Galium aparine is commonly known as Cleavers, but may also be known as clivers, goosegrass. stickywillie, catchweed, hedgeburs and gripgrass. Cleavers is a common weed found in hedgerows, fields and waste lands. It is a scrambling annual which can reach a height of 1.2m ans spread of 3m. It has whorls of 6-9 elliptic cleaves.
The generic name (Galium) is derived from gala which is Greek for 'milk' and the species name 'aparine' comes from the Greek word apara meaning 'to seize'; cleavers is able to curdle milk and the hooked bristles which cover the plant allow it to cling on to things.
The young leaves and stems can be eaten as a cooked vegetable and can be added to soups. Harvest the aerial parts in late spring or early summer before the plant becomes too fibrous and before the hard, round seeds appear.
Cleavers was traditionally used in the treatment of obesity - Culpeper writes 'It is familiarly taken in broth to keep them lean and lank, that we apt to grow' and 'It is a good remedy in Spring, eaten (being first chopped small, and boiled well) in water-gruel, to cleanse the blood, and strengthen the liver, thereby to keep the body in good health, and fitting it for that change of season that is coming'.

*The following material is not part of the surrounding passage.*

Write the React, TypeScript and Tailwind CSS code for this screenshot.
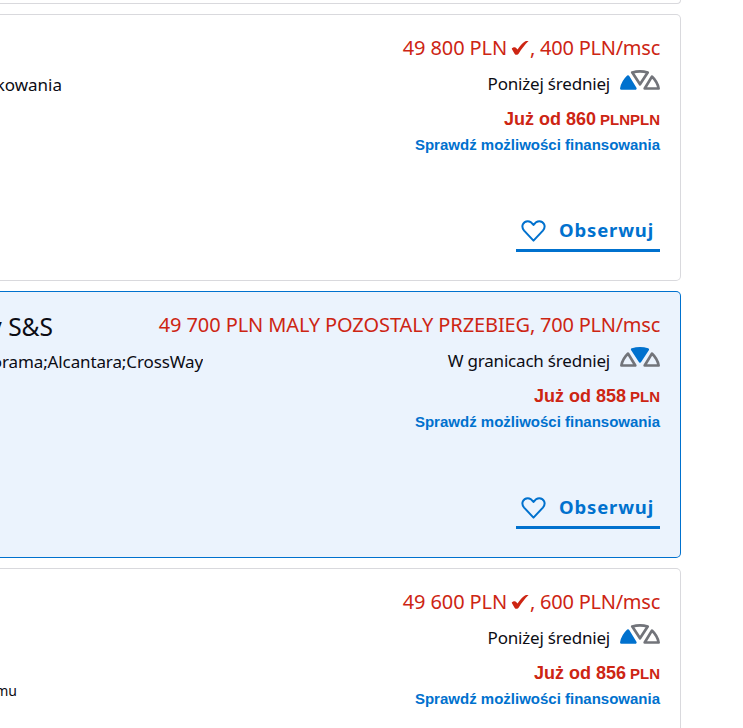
import React from "react";

type Level = "below" | "within";

interface Offer {
  title?: string;
  details?: string;
  note?: string;
  price: [string, string];
  marked: boolean;
  level: Level;
  rate: string;
  currency: string;
  highlighted: boolean;
}

const offers: Offer[] = [
  { details: "kowania", price: ["49 800 PLN", ", 400 PLN/msc"], marked: true, level: "below", rate: "Już od 860", currency: "PLNPLN", highlighted: false },
  { title: "y S&S", details: "orama;Alcantara;CrossWay", price: ["49 700 PLN MALY POZOSTALY PRZEBIEG", ", 700 PLN/msc"], marked: false, level: "within", rate: "Już od 858", currency: "PLN", highlighted: true },
  { note: "mu", price: ["49 600 PLN", ", 600 PLN/msc"], marked: true, level: "below", rate: "Już od 856", currency: "PLN", highlighted: false },
];

function Gauge({ level }: { level: Level }) {
  const below = level === "below";
  return (
    <svg className="ml-[10px] h-5 w-10 shrink-0" viewBox="0 0 40 20" strokeWidth="2.7" strokeLinejoin="round">
      <path d="M1.4 18.5C2.2 14 4.7 9.8 8.1 6.6L15.3 18.5Z" fill={below ? "#0071ce" : "none"} stroke={below ? "#0071ce" : "#72747a"} />
      <path d="M12.3 2.5C17 1.1 23 1.1 27.7 2.5L20 14.3Z" fill={below ? "none" : "#0071ce"} stroke={below ? "#72747a" : "#0071ce"} />
      <path d="M31.9 6.6C35.3 9.8 37.8 14 38.6 18.5H24.7Z" fill="none" stroke="#72747a" />
    </svg>
  );
}

function Check() {
  return (
    <svg className="ml-[4px] mr-[1px] mt-[-1px] h-[14px] w-[18px]" viewBox="0 0 18 14" fill="#cd2513">
      <path d="M.7 7.8C1.8 6 4.5 5.8 5.4 7.3L6.5 8.6C9 4.8 11.4 2.2 13.6.8C14.6.1 15.7.1 17.6.1C13.8 3.8 10.5 8 7.9 12.3C6.8 14.1 4.6 14.3 3.7 12.9Z" />
    </svg>
  );
}

function OfferCard({ offer }: { offer: Offer }) {
  return (
    <article className={`h-[267px] shrink-0 rounded-r-[5px] border border-l-0 pr-5 pt-[19px] ${offer.highlighted ? "border-[#0071ce] bg-[#ebf3fd]" : "border-[#d9d9dd] bg-white"}`}>
      <div className="flex h-7 items-center justify-between">
        <div className="flex w-[53px] justify-end overflow-hidden whitespace-nowrap pt-[3px] text-[24.5px] leading-8">{offer.title}</div>
        <div className="flex items-center whitespace-pre text-[20px] leading-7 text-[#cd2513]">
          <span className="tracking-[-0.1px]">{offer.price[0]}</span>{offer.marked && <Check />}<span className="tracking-[-0.25px]">{offer.price[1]}</span>
        </div>
      </div>
      <div className="mt-2 flex h-7 items-center justify-between">
        <div className={`flex justify-end overflow-hidden whitespace-nowrap pt-[2px] text-[17px] leading-7 ${offer.highlighted ? "w-[203px] tracking-[-0.12px]" : "w-[62px]"}`}>{offer.details}</div>
        <div className="flex items-center text-[17px] leading-7">
          <span className="tracking-[-0.2px]">{offer.level === "below" ? "Poniżej średniej" : "W granicach średniej"}</span>
          <span className="-mt-[9px]"><Gauge level={offer.level} /></span>
        </div>
      </div>
      <div className="mt-2 flex h-[26px] items-baseline justify-end font-['Liberation_Sans',Arial,sans-serif] text-[18px] font-bold leading-[26px] text-[#cd2513]">
        <span>{offer.rate}</span><span className="ml-[4px] text-[15px]">{offer.currency}</span>
      </div>
      <div className="flex h-[26px] items-center justify-between">
        <span className="mb-[13px] flex w-[17px] justify-end self-end overflow-hidden text-[14px] leading-4">{offer.note}</span>
        <a className="font-['Liberation_Sans',Arial,sans-serif] text-[15px] font-bold leading-[26px] text-[#0071ce]">Sprawdź możliwości finansowania</a>
      </div>
      <div className="mt-[55px] flex justify-end">
        <button className="flex h-[39px] w-36 items-center border-b-[3px] border-[#0071ce] pb-px pl-[5px] text-[#0071ce]">
          <svg className="h-[22px] w-[25px] shrink-0" viewBox="0 0 25 22" fill="none" stroke="currentColor" strokeWidth="2" strokeLinejoin="round">
            <path d="M12.5 20.6L3.1 10.6C-.4 6.6 2 1.2 6.8 1.2C9.7 1.2 11.2 3.1 12.5 5C13.8 3.1 15.3 1.2 18.2 1.2C23 1.2 25.4 6.6 21.9 10.6Z" />
          </svg>
          <span className="-mt-px ml-[13px] whitespace-nowrap text-[18.5px] font-bold leading-7 tracking-[0.85px]">Obserwuj</span>
        </button>
      </div>
    </article>
  );
}

export default function App() {
  return (
    <main className="h-[728px] w-[743px] overflow-hidden bg-white font-['Noto_Sans',sans-serif] text-[#0c0c14]">
      <div className="flex w-[681px] flex-col gap-[10px]">
        <div className="h-1 shrink-0 rounded-br-[5px] border-b border-r border-[#d9d9dd]" />
        {offers.map((offer) => <OfferCard key={offer.price[0]} offer={offer} />)}
      </div>
    </main>
  );
}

Also traditionally used in the treatment of cancer.
Cleavers is a valuable plant in herbal medicine. and is one of my favourite cleansing remedies. The plant is a lymphatic, meaning that it supports the lymphatic system which helps to detoxify the body, and is a diuretic. It is an excellent remedy for swollen lymph glands and is given alongside other herbs for the treatment of tonsillitis, glandular fever and recurrent throat infections. Cleavers is also used in the treatment of eczema psoriasis and seborrhoea.
Combines with Althea officinalis, Arctostaphylos uva-ursi, Borosma betulina and Zea mays for urinary tract infections (though a medical herbalist should be consulted rather than self-prescribing to ensure that any infection has not spread to the kidneys).
Combines well with Calendula and Echinacea for lymphatic problems
To make a Spring Cleansing Tea:
The plant can be used fresh or dried. Gather approx 1 handful of the young plant (stalks and leaves) and place in a teapot of boiling water. Leave to infuse for 5-10 minutes, then serve using a tea strainer. Drink up to 3 cups daily Note dose is for adults.
To make a cold infusion:
Gather a handful of cleavers and place in a pan or bowl. Add cold water so that you are covering the plant material and cover the pan with a lid or cloth. Strain and drink 1 cup a day
NOTE: Galium is a diuretic therefore caution should be exercised in people with diabetes.